But she had been ten, strapped in at the backseat after her dance recital as they dropped off her brother to meet friends, a smile painting her face and her father's voice singing along to the song playing at the radio. And then the tires began screeching and suddenly her breath was stolen from her as the car was submerged in water.

She's seventeen now and thousands of therapy later but Frankie still grieves.

Her brother's arms are securely wrapped around her, holding her together as she cries at his shirt,   holding on to him. Grief perseveres, Frankie had learned long ago. You never stop grieving, simply learning to live with it and every year, on the death of her father's anniversary, Frankie breaks. She gives herself the day to cry, to clutch her brother's shirt tightly as the nightmares come.
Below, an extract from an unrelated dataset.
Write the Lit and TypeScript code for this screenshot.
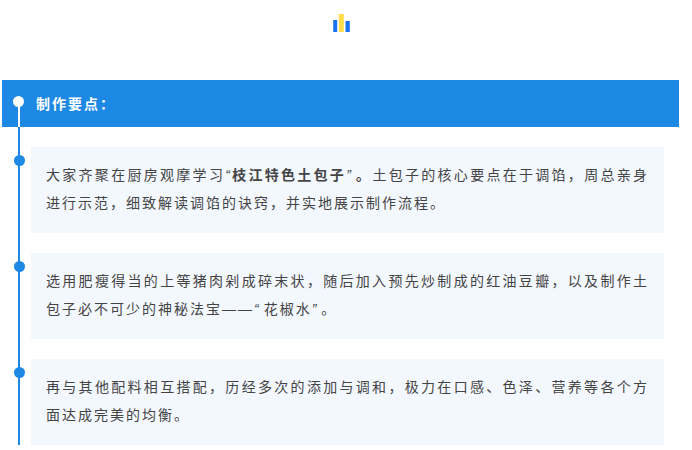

And Stephen let her. Every year, he would come home and lay with her in silence ─ an older brother protecting her sister from the monsters from the past.

Stephen Strange, having seen the car swerving, only nineteen at the time, had jumped into the water, seeing the panicked look on his baby sister's face and the way his father struggled to remove the seatbelt, immediately swam to his sister, wrangling her out of the car as he pulled her back to safety only to find the paramedics have arrived.

He was going to jump back but they had held him back and Stephen stayed, holding his shivering sister as she cried. Funnily enough, seven years later and the scene is the same. Frankie cries, sobs, body shaking and tears falls and as he had seven years ago, Stephen holds her study.

"Shh," he tries to calm her as she sobs to his chest, having woken up from a nightmare. "I'm here. I got you."

Frankie says nothing, only crying some more as her brain seems to be determined to rewind the memory again and again. Had she gotten out on her own, would her father be alive? Had she pushed at her seatbelt like he had been telling her to, would he still be alive?

It had been Frankie's catalyst, turning her perfect, happy life into one filled with grief, superficial. Her mother who would tuck her in every night, a kiss on her forehead had turned cold, domineering, distant, unable to look her children in the eyes in fear of seeing her lost love on their faces.

Their home, once warm with the Christmas lights up till February, pictures lining the walls and full of echoes of laughter, had turned as cold as her mother.

And so seven years later, a child, only seventeen, cried for the life she lost.

And yet, years later, there's one who's trauma was overlooked, one who drove his sister to every therapy but never bothered caring for his own. Stephen, barely an adult at the time, had stepped up after their mother became a shell of herself. He had to make sure to be there for his baby sister's recitals, every competition, every father-daughter dance. He had to step up because he knew no one would, because he had been desperate to give his sister even a semblance of the happy childhood they both knew.

Even now, Stephen holds Frankie tight to himself, keeping her together even when he himself is falling apart.

"I'm here, Frankie," he muttered against her hair as the girl sobbed to his chest, ignoring the way his heart was also clenching painfully. "I'm always here."